Ax-Kochen-Ershov principles for finitely ramified henselian fields

TL;DR

This paper extends the Ax-Kochen-Ershov principles to finitely ramified henselian valued fields, showing how their theories are determined by the residue field and value group, with implications for embeddings and existential theories.

Contribution

It establishes new model-theoretic principles for finitely ramified henselian fields, linking their structure to that of residue fields and value groups, including embedding and existential properties.

Findings

The theory of the valued field is determined by the enriched residue field and value group.

The existential theory of the valued field is determined by the positive existential theory of the residue field.

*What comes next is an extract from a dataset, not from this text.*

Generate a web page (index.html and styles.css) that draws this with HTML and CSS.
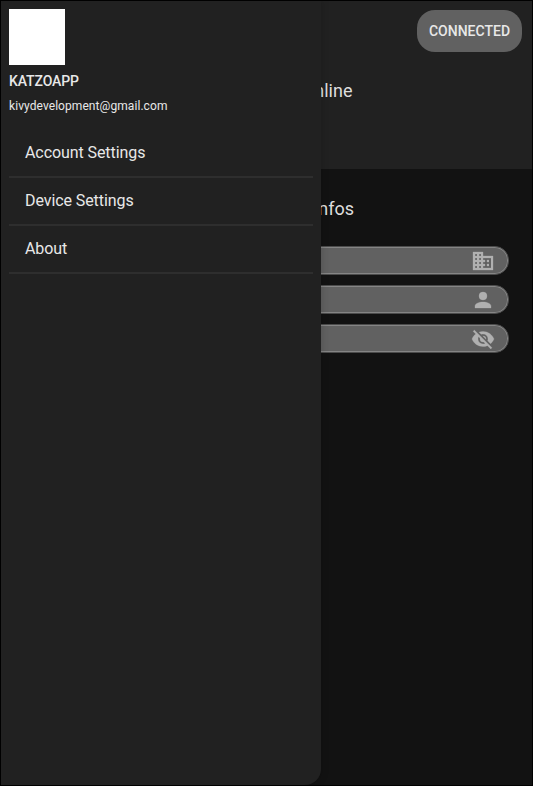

Embeddings are existentially closed if induced embeddings of residue field and value group are existentially closed.

Abstract

We study the model theory of finitely ramified henselian valued fields of fixed initial ramification, obtaining versions of the Ax-Kochen-Ershov principle as follows. We identify the induced structure on the residue field and show that once the residue field is endowed with this structure, the theory of the valued field is determined by the theories of the enriched residue field and the value group. Similarly, we show that the existential theory of the valued field is determined by the positive existential theory of the enriched residue field. We also prove that an embedding of finitely ramified henselian valued fields is existentially closed as soon as the induced embeddings of value group and residue field are existentially closed. This last result requires no enrichment of the residue field, in analogy to the corresponding result for model completeness, which holds by results of Ershov and Ziegler.